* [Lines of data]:
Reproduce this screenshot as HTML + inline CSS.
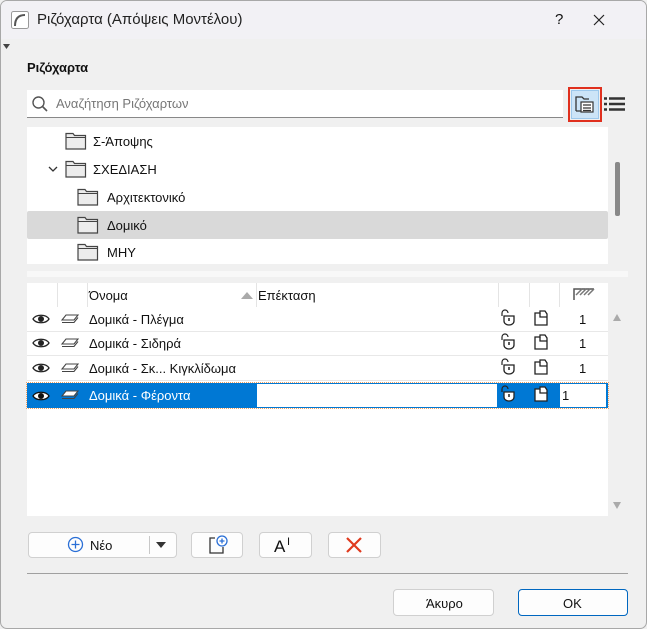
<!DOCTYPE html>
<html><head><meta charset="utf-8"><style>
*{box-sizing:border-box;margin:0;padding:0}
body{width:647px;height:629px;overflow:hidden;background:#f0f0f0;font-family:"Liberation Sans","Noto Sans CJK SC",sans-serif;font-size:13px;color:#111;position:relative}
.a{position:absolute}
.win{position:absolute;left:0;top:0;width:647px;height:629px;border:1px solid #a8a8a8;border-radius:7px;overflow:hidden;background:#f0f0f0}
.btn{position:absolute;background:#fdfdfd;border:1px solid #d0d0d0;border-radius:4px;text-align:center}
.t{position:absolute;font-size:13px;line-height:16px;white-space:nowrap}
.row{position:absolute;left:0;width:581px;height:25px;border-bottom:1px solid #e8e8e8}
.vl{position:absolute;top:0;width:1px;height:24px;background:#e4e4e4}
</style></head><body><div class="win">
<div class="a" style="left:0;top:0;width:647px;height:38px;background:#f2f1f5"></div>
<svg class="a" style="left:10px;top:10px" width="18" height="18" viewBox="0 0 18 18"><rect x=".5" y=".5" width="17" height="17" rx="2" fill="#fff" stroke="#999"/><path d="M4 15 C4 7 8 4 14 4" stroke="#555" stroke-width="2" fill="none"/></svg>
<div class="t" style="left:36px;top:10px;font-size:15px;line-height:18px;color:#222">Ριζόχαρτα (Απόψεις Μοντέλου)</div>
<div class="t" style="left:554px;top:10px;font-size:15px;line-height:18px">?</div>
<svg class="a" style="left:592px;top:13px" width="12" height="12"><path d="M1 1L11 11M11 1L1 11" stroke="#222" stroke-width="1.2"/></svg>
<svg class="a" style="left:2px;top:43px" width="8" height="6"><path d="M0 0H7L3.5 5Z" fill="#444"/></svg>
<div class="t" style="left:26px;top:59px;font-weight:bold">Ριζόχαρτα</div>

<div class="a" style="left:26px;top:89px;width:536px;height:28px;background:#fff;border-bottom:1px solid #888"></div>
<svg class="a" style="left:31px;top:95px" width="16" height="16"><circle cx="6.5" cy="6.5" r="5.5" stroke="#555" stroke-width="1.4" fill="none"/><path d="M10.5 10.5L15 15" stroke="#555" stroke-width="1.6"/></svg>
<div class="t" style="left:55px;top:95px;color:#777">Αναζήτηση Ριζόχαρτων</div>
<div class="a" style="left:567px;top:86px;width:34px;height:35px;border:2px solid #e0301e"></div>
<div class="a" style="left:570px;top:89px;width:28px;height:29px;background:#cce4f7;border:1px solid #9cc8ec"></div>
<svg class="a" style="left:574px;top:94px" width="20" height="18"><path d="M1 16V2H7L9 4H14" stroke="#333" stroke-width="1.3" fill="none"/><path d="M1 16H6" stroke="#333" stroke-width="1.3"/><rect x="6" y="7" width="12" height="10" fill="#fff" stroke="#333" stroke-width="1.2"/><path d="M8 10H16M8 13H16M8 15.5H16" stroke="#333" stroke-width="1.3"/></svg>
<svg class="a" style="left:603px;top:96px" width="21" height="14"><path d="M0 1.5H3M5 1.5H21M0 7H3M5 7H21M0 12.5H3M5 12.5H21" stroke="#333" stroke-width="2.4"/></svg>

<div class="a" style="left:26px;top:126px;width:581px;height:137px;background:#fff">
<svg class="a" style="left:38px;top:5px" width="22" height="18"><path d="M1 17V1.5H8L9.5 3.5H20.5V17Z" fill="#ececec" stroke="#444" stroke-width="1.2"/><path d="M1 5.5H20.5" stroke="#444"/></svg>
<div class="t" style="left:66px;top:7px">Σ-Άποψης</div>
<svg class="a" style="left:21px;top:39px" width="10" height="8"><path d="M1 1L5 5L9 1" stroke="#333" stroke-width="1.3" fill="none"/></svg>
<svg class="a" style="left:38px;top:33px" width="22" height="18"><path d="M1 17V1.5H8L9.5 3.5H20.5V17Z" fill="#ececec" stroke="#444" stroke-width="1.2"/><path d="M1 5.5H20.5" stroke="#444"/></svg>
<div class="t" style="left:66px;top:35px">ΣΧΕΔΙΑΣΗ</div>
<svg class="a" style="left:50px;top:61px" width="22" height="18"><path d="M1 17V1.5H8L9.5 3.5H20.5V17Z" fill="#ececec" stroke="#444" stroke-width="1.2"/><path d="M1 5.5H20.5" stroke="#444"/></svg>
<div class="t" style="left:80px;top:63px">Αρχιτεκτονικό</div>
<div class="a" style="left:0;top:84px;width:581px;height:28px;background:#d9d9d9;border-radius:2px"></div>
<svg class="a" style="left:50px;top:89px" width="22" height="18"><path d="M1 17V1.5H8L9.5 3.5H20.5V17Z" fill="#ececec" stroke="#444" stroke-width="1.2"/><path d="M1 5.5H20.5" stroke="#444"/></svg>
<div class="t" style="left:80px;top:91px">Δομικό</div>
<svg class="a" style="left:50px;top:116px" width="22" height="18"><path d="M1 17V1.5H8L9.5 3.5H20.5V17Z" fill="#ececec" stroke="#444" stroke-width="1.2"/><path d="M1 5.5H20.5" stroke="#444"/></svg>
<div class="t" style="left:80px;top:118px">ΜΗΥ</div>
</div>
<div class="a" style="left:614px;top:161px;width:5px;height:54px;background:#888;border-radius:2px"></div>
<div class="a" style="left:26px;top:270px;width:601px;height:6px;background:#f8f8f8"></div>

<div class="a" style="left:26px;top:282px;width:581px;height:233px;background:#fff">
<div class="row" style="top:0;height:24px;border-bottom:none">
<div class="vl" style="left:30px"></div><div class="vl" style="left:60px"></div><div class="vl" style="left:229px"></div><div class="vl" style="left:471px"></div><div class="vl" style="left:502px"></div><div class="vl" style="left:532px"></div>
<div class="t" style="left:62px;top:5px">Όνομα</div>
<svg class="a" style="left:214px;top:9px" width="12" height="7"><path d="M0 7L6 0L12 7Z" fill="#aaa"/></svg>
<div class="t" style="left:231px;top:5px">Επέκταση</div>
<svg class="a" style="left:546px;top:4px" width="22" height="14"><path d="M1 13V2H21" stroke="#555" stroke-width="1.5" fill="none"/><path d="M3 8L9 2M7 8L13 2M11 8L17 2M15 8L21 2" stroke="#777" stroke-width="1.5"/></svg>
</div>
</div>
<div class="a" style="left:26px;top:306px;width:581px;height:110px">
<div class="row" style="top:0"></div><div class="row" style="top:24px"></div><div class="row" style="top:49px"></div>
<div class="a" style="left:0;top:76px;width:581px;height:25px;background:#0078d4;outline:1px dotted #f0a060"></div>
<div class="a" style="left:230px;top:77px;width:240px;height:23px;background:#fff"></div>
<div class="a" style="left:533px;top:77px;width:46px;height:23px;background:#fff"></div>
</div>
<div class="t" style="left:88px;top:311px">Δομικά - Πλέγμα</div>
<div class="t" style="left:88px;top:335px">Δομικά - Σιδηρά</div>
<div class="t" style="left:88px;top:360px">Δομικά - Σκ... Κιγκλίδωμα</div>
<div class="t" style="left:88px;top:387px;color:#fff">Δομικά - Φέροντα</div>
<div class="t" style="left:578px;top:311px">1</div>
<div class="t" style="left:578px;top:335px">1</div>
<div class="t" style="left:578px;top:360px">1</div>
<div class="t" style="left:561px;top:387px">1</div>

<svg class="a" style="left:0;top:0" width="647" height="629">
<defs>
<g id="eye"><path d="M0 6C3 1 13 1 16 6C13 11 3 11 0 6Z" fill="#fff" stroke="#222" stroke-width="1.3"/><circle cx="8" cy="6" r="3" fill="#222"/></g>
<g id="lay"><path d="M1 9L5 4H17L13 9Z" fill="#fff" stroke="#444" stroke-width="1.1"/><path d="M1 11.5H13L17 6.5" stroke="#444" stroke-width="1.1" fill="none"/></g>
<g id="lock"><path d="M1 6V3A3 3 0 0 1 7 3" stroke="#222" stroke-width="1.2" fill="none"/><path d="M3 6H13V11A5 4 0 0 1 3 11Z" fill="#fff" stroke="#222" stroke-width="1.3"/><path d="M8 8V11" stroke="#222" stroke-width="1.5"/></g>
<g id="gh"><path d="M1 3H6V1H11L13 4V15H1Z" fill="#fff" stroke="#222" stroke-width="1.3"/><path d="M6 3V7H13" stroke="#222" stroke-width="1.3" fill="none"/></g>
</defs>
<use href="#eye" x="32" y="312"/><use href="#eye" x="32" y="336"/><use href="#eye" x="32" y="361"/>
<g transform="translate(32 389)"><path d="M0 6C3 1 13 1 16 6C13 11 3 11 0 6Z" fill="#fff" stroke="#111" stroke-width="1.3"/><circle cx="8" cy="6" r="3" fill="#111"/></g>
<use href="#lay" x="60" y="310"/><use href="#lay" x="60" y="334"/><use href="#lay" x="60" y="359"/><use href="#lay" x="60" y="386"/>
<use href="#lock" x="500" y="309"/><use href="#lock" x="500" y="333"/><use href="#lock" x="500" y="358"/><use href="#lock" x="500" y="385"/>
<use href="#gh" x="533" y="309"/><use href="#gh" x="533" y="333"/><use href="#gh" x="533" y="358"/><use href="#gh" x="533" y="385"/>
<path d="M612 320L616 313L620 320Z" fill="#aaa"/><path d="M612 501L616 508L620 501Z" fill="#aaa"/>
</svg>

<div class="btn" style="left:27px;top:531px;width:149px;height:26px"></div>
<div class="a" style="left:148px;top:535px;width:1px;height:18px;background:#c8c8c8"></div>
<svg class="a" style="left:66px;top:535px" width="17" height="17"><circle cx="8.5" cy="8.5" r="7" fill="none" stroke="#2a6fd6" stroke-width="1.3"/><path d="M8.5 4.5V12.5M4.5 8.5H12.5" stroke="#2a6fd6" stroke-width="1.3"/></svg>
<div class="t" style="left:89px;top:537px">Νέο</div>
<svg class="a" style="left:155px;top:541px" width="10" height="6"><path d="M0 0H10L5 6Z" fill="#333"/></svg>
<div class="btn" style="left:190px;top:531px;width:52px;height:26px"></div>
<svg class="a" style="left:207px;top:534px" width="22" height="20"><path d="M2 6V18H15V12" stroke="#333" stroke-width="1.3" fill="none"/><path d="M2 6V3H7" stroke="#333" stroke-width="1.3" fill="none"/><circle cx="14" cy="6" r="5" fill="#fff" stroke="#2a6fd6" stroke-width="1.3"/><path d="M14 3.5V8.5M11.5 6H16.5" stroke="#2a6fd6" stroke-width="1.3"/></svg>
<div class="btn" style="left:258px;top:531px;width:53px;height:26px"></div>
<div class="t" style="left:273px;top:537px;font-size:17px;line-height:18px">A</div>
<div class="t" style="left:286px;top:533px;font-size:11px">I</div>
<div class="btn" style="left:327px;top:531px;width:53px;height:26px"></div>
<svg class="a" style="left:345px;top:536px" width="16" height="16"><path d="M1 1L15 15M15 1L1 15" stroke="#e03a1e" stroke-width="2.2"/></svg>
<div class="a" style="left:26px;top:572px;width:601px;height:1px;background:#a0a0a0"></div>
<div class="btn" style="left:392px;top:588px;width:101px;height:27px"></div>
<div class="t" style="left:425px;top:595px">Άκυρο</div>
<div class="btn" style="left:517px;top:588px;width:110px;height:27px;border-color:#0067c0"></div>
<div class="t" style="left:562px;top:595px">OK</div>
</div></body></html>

--

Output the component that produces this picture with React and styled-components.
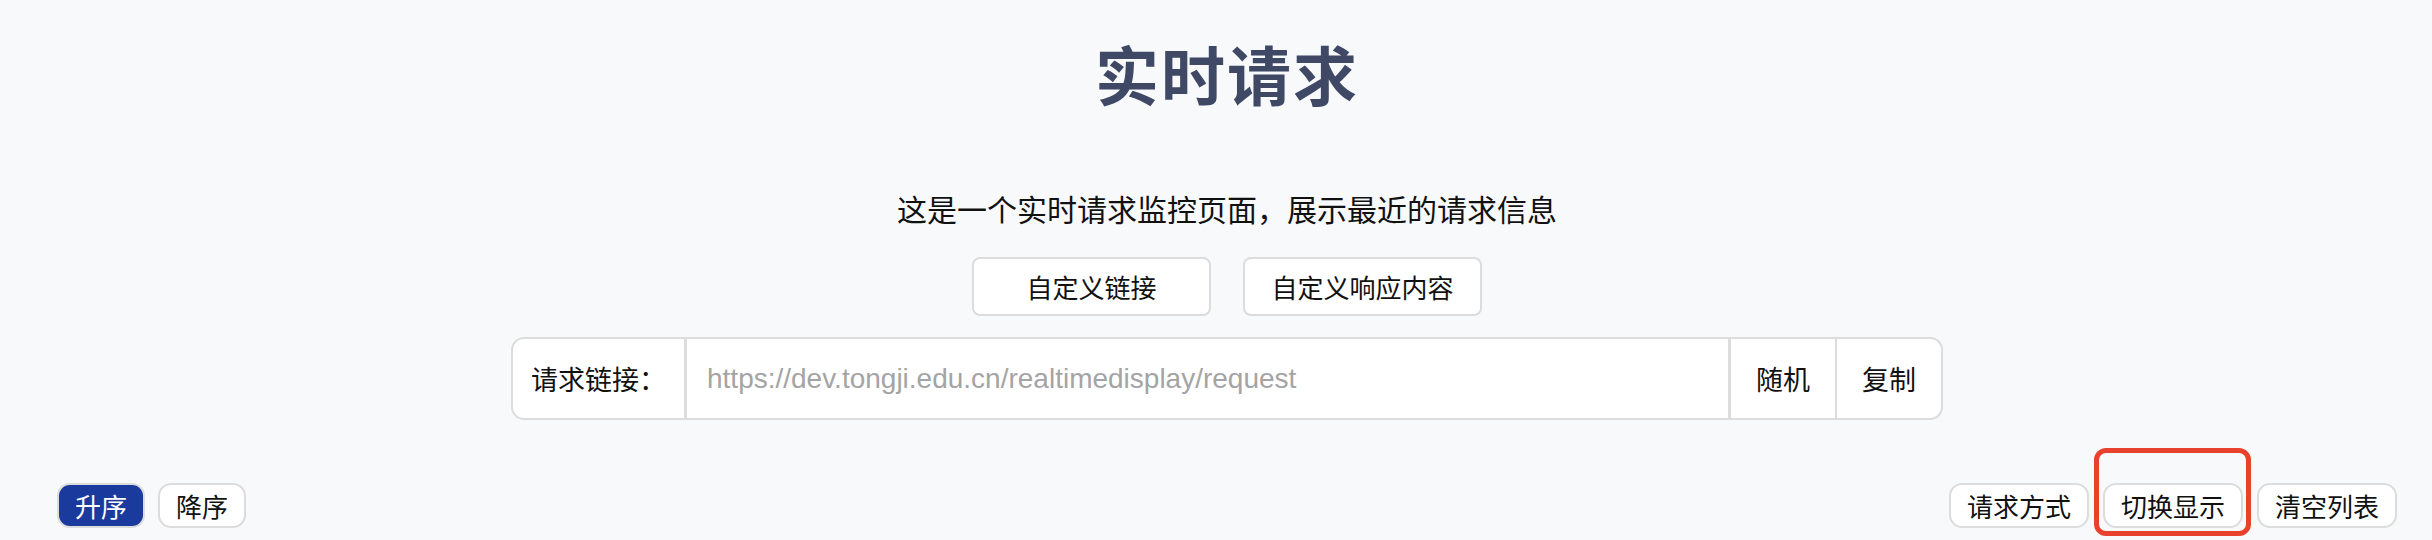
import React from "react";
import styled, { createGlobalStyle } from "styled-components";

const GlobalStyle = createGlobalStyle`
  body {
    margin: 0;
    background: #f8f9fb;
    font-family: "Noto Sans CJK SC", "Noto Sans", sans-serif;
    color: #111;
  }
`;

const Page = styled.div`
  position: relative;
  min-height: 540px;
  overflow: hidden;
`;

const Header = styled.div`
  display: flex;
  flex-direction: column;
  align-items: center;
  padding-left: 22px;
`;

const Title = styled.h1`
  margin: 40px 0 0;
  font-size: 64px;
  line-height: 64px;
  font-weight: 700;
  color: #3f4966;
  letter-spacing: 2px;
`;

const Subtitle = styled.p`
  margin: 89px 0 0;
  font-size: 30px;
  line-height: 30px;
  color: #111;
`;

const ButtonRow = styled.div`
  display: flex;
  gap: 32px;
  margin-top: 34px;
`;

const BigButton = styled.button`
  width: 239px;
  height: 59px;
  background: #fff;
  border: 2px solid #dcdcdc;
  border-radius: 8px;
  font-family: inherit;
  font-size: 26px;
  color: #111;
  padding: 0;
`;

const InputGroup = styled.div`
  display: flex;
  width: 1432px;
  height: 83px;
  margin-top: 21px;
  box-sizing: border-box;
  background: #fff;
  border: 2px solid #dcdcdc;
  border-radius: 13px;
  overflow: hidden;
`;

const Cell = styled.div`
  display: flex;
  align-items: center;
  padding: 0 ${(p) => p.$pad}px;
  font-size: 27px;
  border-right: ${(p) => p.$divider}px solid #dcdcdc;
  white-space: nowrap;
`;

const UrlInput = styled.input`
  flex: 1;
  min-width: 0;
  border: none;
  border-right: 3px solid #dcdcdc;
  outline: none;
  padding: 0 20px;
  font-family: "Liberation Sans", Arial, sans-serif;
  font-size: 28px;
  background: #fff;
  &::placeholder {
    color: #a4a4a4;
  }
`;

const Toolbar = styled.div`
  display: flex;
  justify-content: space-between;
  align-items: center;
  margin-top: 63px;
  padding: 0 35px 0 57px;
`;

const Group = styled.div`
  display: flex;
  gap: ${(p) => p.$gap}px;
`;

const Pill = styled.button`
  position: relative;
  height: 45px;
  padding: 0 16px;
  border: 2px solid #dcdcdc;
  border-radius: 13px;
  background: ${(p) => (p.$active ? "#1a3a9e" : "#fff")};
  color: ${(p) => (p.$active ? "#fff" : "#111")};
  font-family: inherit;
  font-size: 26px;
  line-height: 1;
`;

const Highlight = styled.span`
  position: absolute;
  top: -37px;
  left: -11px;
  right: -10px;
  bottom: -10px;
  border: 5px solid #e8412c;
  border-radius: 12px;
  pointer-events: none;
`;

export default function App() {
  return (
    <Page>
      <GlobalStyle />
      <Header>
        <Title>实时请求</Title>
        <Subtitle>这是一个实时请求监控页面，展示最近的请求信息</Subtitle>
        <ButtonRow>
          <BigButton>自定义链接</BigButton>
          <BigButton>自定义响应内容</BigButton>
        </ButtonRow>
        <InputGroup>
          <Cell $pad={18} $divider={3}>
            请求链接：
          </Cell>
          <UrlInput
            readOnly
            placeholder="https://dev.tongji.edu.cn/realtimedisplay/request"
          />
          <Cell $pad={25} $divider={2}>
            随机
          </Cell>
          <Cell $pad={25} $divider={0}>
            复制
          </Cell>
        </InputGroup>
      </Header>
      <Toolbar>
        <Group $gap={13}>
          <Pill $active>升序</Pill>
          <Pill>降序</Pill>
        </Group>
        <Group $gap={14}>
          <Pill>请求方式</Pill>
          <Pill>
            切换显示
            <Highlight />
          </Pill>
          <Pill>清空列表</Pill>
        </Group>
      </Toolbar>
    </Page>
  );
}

* [Task instructions]:
Among the records above, find each line holding the string "React" and pull it out.

* [Reply]:
Output the component that produces this picture with React and styled-components.
import React from "react";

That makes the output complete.